Narayanan noted that they are reporting brand awareness, brand engagement and brand preference to the executive suite. The challenge is unlikely to be solved just by some established KPIs, but a mix of anecdotes and hard numbers.
Since Samsung doesn’t sell directly, they have to correlate sales increases with things like reviews read, Facebook likes, reviews written and more. They are seeing some correlation and they have good case studies, but it’s hard to track a sale from the interaction through a retail partner in a definitive way over and over.
Pepsi’s Hamp thinks we shouldn’t move away from purchase funnels. Those are all still very valid.
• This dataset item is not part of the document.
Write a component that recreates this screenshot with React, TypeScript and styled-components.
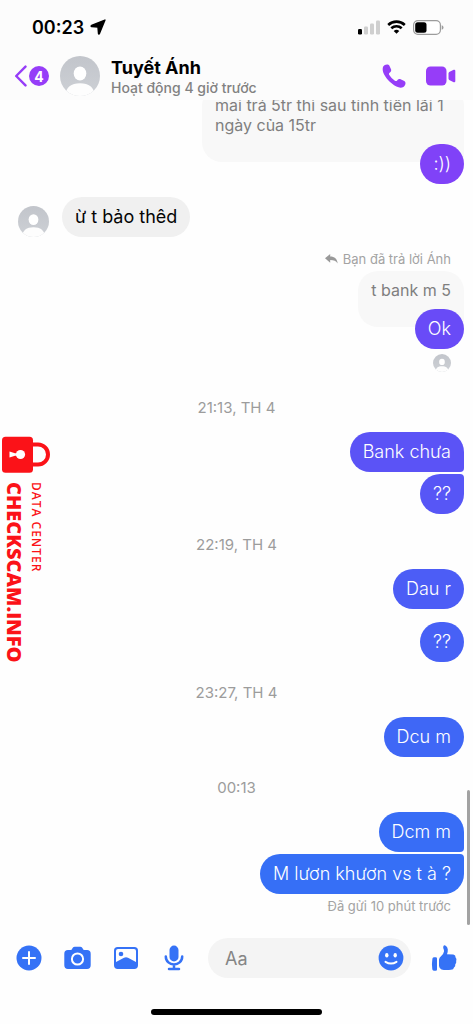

If your goal is to improve the consideration score, the strategies that follow should be heavily focused on improving that score. This still makes sense. Connecting the marketing side to the sales side is critically important and for many of us it has been lost. She noted as an aside that Brisk worked with Instagram so that 50 photos could be included to be on the Brisk can (being introduced here at SXSW).
Witt talked about the Fiber One bar and worked with Hungry Girl who has a list of 1.3m email lists. Hungry Girl liked it and wrote, “Sorry Snickers, but this is better than you.” A great endorsement for a new product. He noted a continuum:
- Don’t meet expectations –> negative word of mouth
- Meet expectations –> no word of mouth
- Exceed expectations –> positive word of mouth.
Witt noted that he has repeatedly charted online conversations and actual sales and the lines move in virtually perfect symmetry. The only stronger correlation was being on shelf (which makes sense… hard to sell what you can’t get in store…). In essence, Witt said, we’re now showing strong correlations more than definitive ROI, but the numbers are very impressive. Eventually we’ll have to show hard numbers, he said, but today it’s a bit difficult to do so definitively.
Witt noted research that found, “It matters who you tell first.” While people will eventually learn about your product, you can speed it up when influencers choose to share your product with others.